The Sun on Mrs Slocombe’s Pussy
Via Gloria Brame, who gives good blog, this bit of silliness from (of all things) The Sun, reheated by Ananova. It’s probably nonsense, but it has a small whiff of plausibility about it. Are You Being Served isn’t remembered all that fondly in Britain – it was dated long before it ended, and operated on a level of sophistication one small step above Christmas pantomime. And yet the whole Mrs Slocombe’s pussy riff was amazingly daring, in a way that I think resonates entirely differently in the US and Britain. As the PBS guy says, British comedy thrives on double entendre, and always has done, at least from music hall onwards. Max Miller; Frankie Howerd; the Carry Ons; and then the post-modern spin given by The Fast Show.

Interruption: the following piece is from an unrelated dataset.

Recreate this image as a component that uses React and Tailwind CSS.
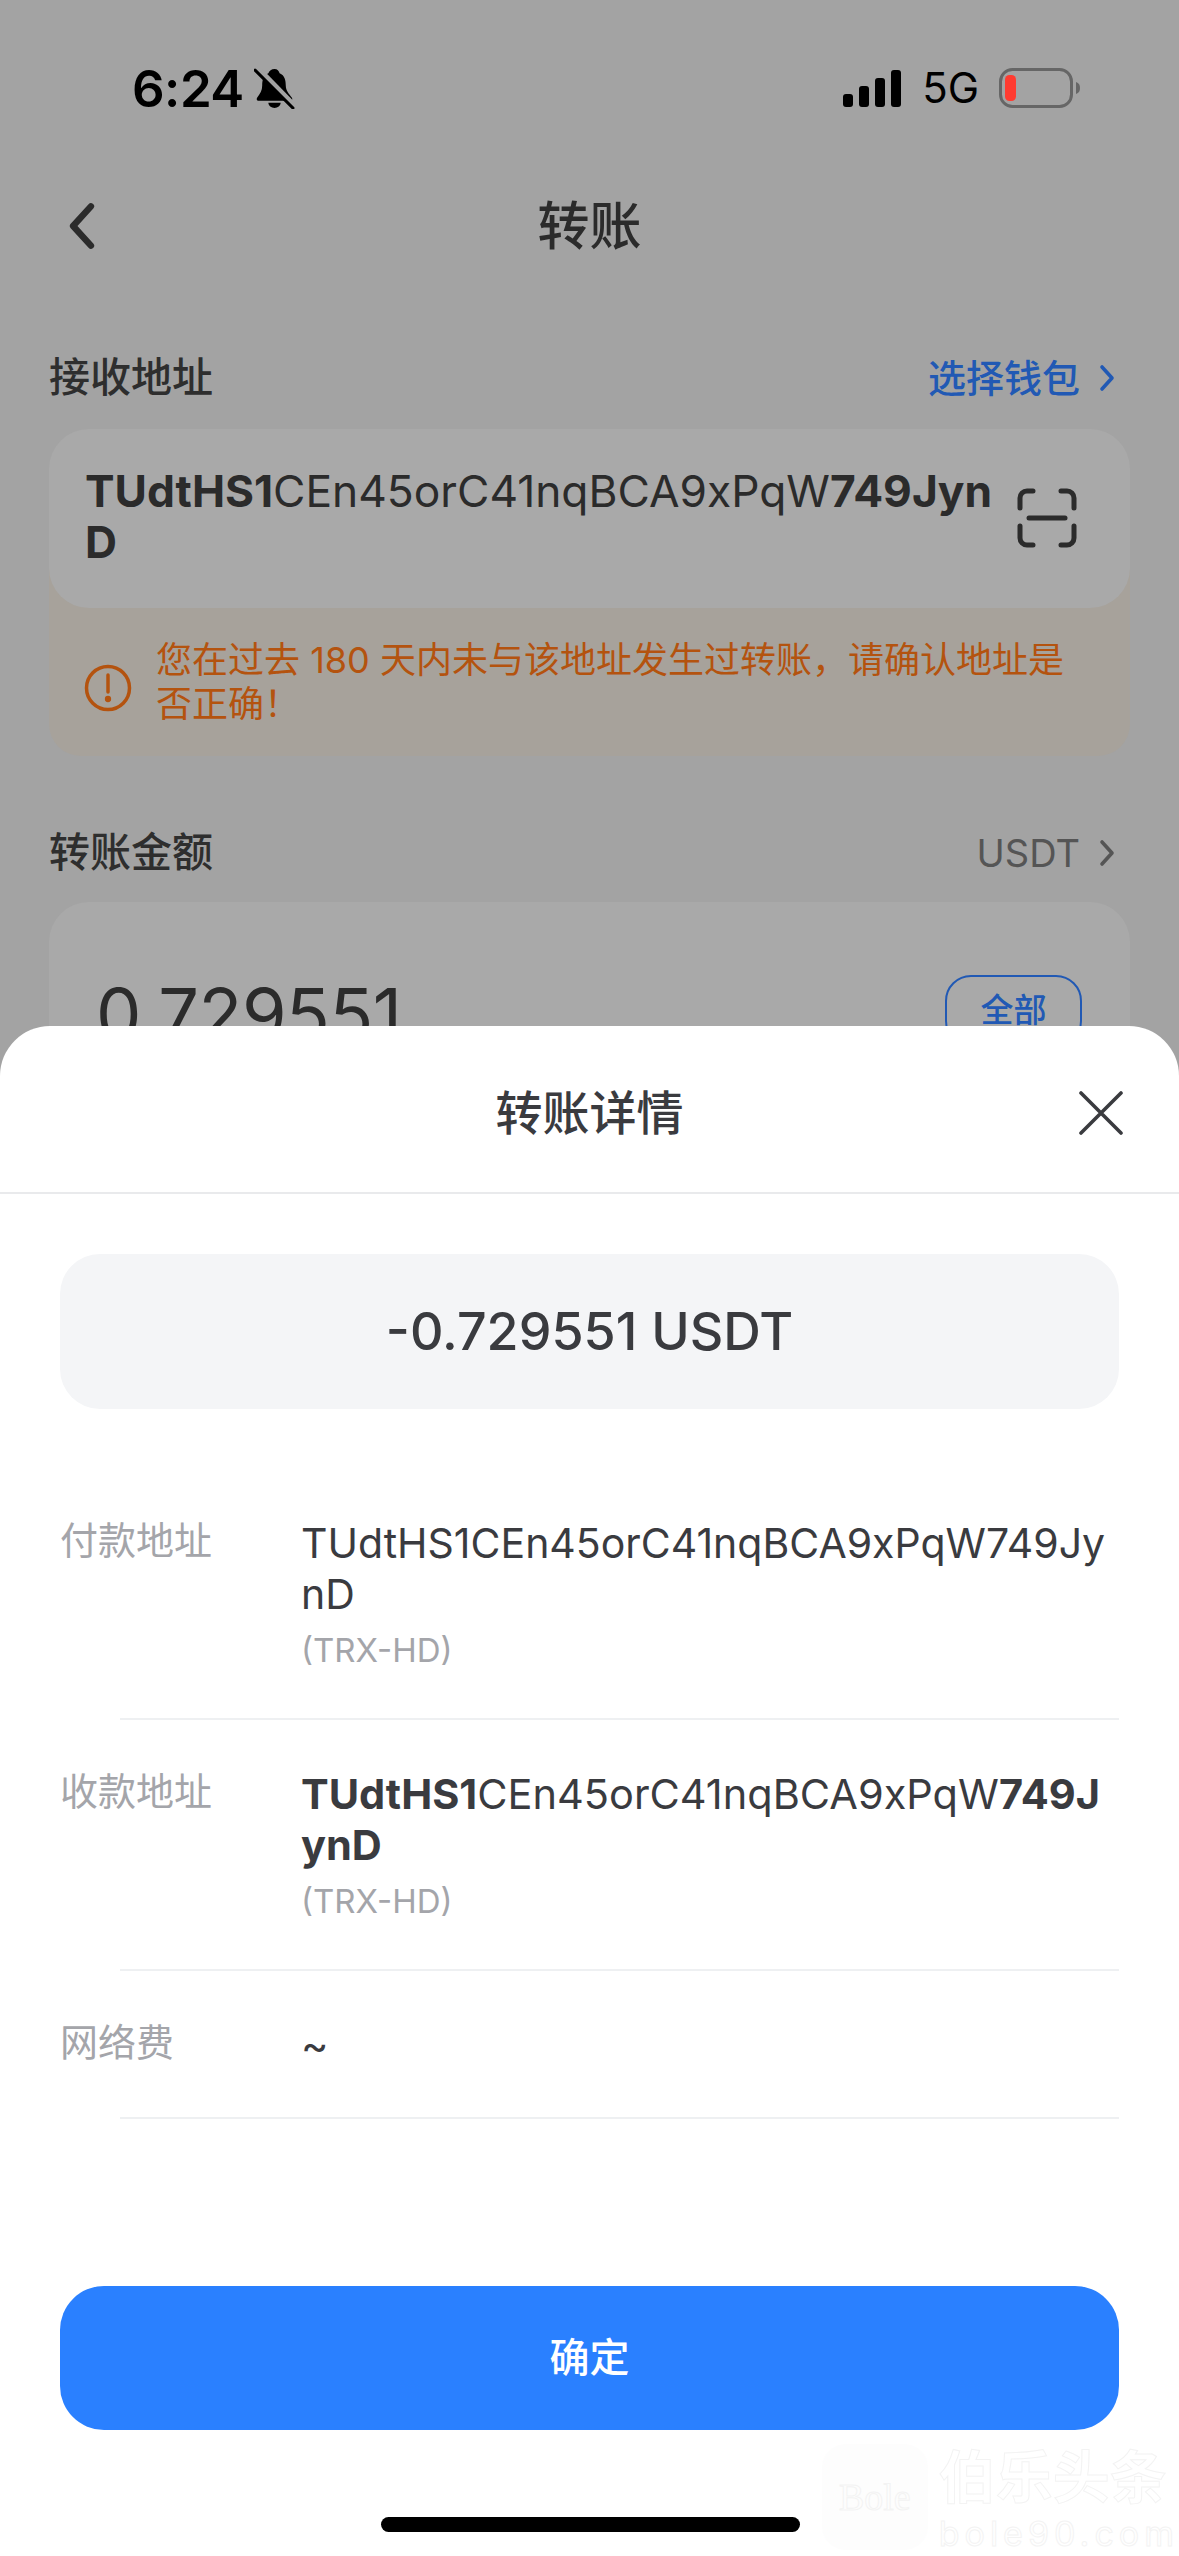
const Chevron = ({ className }) => (
  <svg viewBox="0 0 16 28" fill="none" stroke="currentColor" strokeWidth="3.6" strokeLinecap="round" strokeLinejoin="round" className={className}>
    <path d="M3 3l10 11L3 25" />
  </svg>
);

const StatusBar = () => (
  <div className="flex h-[56px] items-center justify-between pl-[132px] pr-[98px] text-black">
    <div className="flex items-center gap-[10px]">
      <span className="text-[51px] font-semibold leading-none tracking-[-0.5px]">6:24</span>
      <svg viewBox="0 0 40 40" className="h-[41px] w-[41px]">
        <path d="M20 1c3 0 4 2 5 4 5 2 6 7 6 12 0 5 3 8 6 12 1 2 0 3-2 3H5c-2 0-3-1-2-3 3-4 5-7 5-12 0-5 1-10 6-12 1-2 3-4 6-4z" fill="#000" />
        <path d="M14 34h12c0 3-3 5-6 5s-6-2-6-5z" fill="#000" />
        <path d="M3 0l36 37" stroke="#a3a3a3" strokeWidth="6" />
        <path d="M1 2l37 37" stroke="#000" strokeWidth="3" strokeLinecap="round" />
      </svg>
    </div>
    <div className="flex items-center">
      <div className="flex h-[38px] items-end gap-[6px]">
        <div className="h-[13px] w-[10px] rounded-[3px] bg-black" />
        <div className="h-[21px] w-[10px] rounded-[3px] bg-black" />
        <div className="h-[29px] w-[10px] rounded-[3px] bg-black" />
        <div className="h-[37px] w-[10px] rounded-[3px] bg-black" />
      </div>
      <span className="ml-[21px] text-[42px] font-normal leading-none">5G</span>
      <svg viewBox="0 0 82 40" className="ml-[20px] h-[40px] w-[82px]">
        <rect x="1.5" y="1.5" width="71" height="37" rx="12" fill="none" stroke="#666" strokeWidth="3" />
        <rect x="6" y="7" width="11" height="26" rx="4.5" fill="#ff3b30" />
        <path d="M77 14c3 1 4 3 4 6s-1 5-4 6z" fill="#666" />
      </svg>
    </div>
  </div>
);

const ScanIcon = () => (
  <svg viewBox="0 0 60 60" fill="none" stroke="#2b2b2b" strokeWidth="5" strokeLinecap="round" className="h-[60px] w-[60px]">
    <path d="M16 3H10a7 7 0 0 0-7 7v10" />
    <path d="M44 3h6a7 7 0 0 1 7 7v10" />
    <path d="M16 57H10a7 7 0 0 1-7-7V38" />
    <path d="M44 57h6a7 7 0 0 0 7-7V38" />
    <path d="M12 30h36" />
  </svg>
);

const Background = () => (
  <div className="pt-[60px]">
    <StatusBar />
    <div className="relative mt-[60px] flex h-[100px] items-center justify-center">
      <Chevron className="absolute left-[66px] h-[50px] w-[32px] -scale-x-100 text-[#2b2b2b]" />
      <span className="pt-[2px] text-[52px] font-medium leading-none text-[#2b2b2b]">转账</span>
    </div>

    <div className="mt-[74px] flex h-[56px] items-center justify-between pl-[49px] pr-[64px]">
      <span className="text-[41px] font-medium text-[#2e2e2e]">接收地址</span>
      <div className="flex items-center gap-[19px] text-[#2159b4]">
        <span className="text-[38px] font-medium">选择钱包</span>
        <Chevron className="h-[28px] w-[16px]" />
      </div>
    </div>

    <div className="relative z-10 mx-[49px] mt-[23px] flex h-[179px] items-start justify-between rounded-[40px] bg-[#a9a9a9] pl-[36px] pr-[53px] pt-[37px]">
      <p className="w-[918px] break-all text-[44.3px] leading-[51px] text-[#2b2b2b]">
        <b className="font-bold">TUdtHS1</b>CEn45orC41nqBCA9xPqW<b className="font-bold">749JynD</b>
      </p>
      <div className="mt-[22px]">
        <ScanIcon />
      </div>
    </div>

    <div className="mx-[49px] -mt-[40px] flex h-[188px] items-start rounded-b-[32px] bg-[#a7a29b] pl-[35px] pr-[60px] pt-[70px] text-[#b4530f]">
      <svg viewBox="0 0 48 48" fill="none" stroke="currentColor" strokeWidth="3.5" strokeLinecap="round" className="mt-[26px] h-[48px] w-[48px] shrink-0">
        <circle cx="24" cy="24" r="21.5" />
        <path d="M24 11v17" />
        <circle cx="24" cy="35" r="1.4" fill="currentColor" />
      </svg>
      <p className="ml-[24px] text-[36px] leading-[44px]">
        您在过去 180 天内未与该地址发生过转账，请确认地址是否正确！
      </p>
    </div>

    <div className="mt-[69px] flex h-[56px] items-center justify-between pl-[49px] pr-[64px]">
      <span className="text-[41px] font-medium text-[#2e2e2e]">转账金额</span>
      <div className="flex items-center gap-[19px] text-[#555]">
        <span className="text-[38px]">USDT</span>
        <Chevron className="h-[28px] w-[16px]" />
      </div>
    </div>

    <div className="mx-[49px] mt-[21px] flex h-[240px] items-start justify-between rounded-[40px] bg-[#a9a9a9] pl-[47px] pr-[48px] pt-[76px]">
      <span className="text-[72px] leading-none tracking-[-0.5px] text-[#2b2b2b]">0.729551</span>
      <div className="-mt-[3px] flex h-[72px] w-[137px] items-center justify-center rounded-[26px] border-2 border-[#2159b4] text-[33px] font-medium text-[#2159b4]">
        全部
      </div>
    </div>
  </div>
);

const Row = ({ label, children, sub, rowClass, valueClass }) => (
  <>
    <div className={`flex pt-[49px] ${rowClass}`}>
      <span className="w-[241px] shrink-0 text-[38px] leading-[44px] text-[#a4a5aa]">{label}</span>
      <div className="min-w-0 flex-1">
        <p className={`break-all leading-[51px] text-[#3a3b3f] ${valueClass}`}>{children}</p>
        {sub && <p className="mt-[5px] text-[33px] leading-[50px] text-[#a4a5aa]">{sub}</p>}
      </div>
    </div>
    <div className="ml-[60px] h-[2px] bg-[#eef0f2]" />
  </>
);

const Watermark = () => (
  <div className="absolute left-[822px] top-[2444px] flex h-[106px] w-[357px] whitespace-nowrap text-transparent [-webkit-text-stroke:1px_#f3f3f3]">
    <div className="flex h-[106px] w-[110px] items-center justify-center rounded-[24px] bg-[#fdfdfd] font-['Liberation_Serif',serif] text-[38px]">
      Bole
    </div>
    <div className="ml-[11px] flex flex-col">
      <span className="text-[57px] font-bold leading-[68px]">伯乐头条</span>
      <span className="mt-[6px] text-[34px] leading-[32px] tracking-[5px]">bole90.com</span>
    </div>
  </div>
);

const Sheet = () => (
  <div className="absolute inset-x-0 bottom-0 top-[1026px] rounded-t-[50px] bg-white">
    <div className="relative flex h-[168px] items-center justify-center border-b-2 border-[#e9eaec] pt-[7px]">
      <span className="text-[47px] font-medium leading-none text-[#3a3b3f]">转账详情</span>
      <svg viewBox="0 0 44 44" fill="none" stroke="#3a3b3f" strokeWidth="3.6" strokeLinecap="round" className="absolute right-[56px] top-[65px] h-[44px] w-[44px]">
        <path d="M2 2l40 40M42 2L2 42" />
      </svg>
    </div>

    <div className="mx-[60px] mt-[60px] flex h-[155px] items-center justify-center rounded-[40px] bg-[#f4f5f7] text-[52px] font-medium text-[#3a3b3f]">
      -0.729551 USDT
    </div>

    <div className="mx-[60px] mt-[60px]">
      <Row label="付款地址" sub="(TRX-HD)" rowClass="pb-[43px]" valueClass="text-[41px]">
        TUdtHS1CEn45orC41nqBCA9xPqW749JynD
      </Row>
      <Row label="收款地址" sub="(TRX-HD)" rowClass="pb-[43px]" valueClass="text-[41.5px]">
        <b className="font-bold">TUdtHS1</b>CEn45orC41nqBCA9xPqW<b className="font-bold">749JynD</b>
      </Row>
      <Row label="网络费" rowClass="pb-[46px]" valueClass="text-[41.5px]">~</Row>
    </div>

    <div className="mx-[60px] mt-[167px] flex h-[144px] items-center justify-center rounded-[44px] bg-[#2a80ff] text-[40px] font-medium text-white">
      确定
    </div>
  </div>
);

export default function App() {
  return (
    <div className="relative h-[2556px] overflow-hidden bg-[#a3a3a3] font-['Inter','Noto_Sans_CJK_SC',sans-serif]">
      <Background />
      <Sheet />
      <Watermark />
      <div className="absolute left-[381px] top-[2517px] h-[15px] w-[419px] rounded-full bg-black" />
    </div>
  );
}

But however lewd the other entendre – and they don’t actually get much lewder than Mrs Slocombe’s pussy – there’s always been a comfort, whether misplaced or not, that the audience will get whichever entendre is appropriate for them. Or, at least, that they’ll fail to understand any entendres that aren’t appropriate for them. It follows that you don’t need to censor, because the level of linguistic sophistication needed to get both entendres acts as a kind of child-friendly filter, allowing Mother and Father to get the joke, while Little Johnny doesn’t, but doesn’t entirely realise that he’s missed anything. I’m not sure that assumption is made in the US, where double entendres aren’t quite such a refined art.
Anyway, enjoy this collection of the juiciest bits of Mrs Slocombe’s pussy.
Sometimes you get treated to something like this from an old Waltons rerun:
John-boy isn’t sure he wants to join the older male Waltons in the family tradition of shooting turkeys around Thanksgiving. His mother reassures him that he won’t be going hunting with them, and she asks, “Don’t we have enough Walton men banging away at turkeys?”
When we heard this, my brother and I burst into laughter. Presumably, tho, there was no double entendre.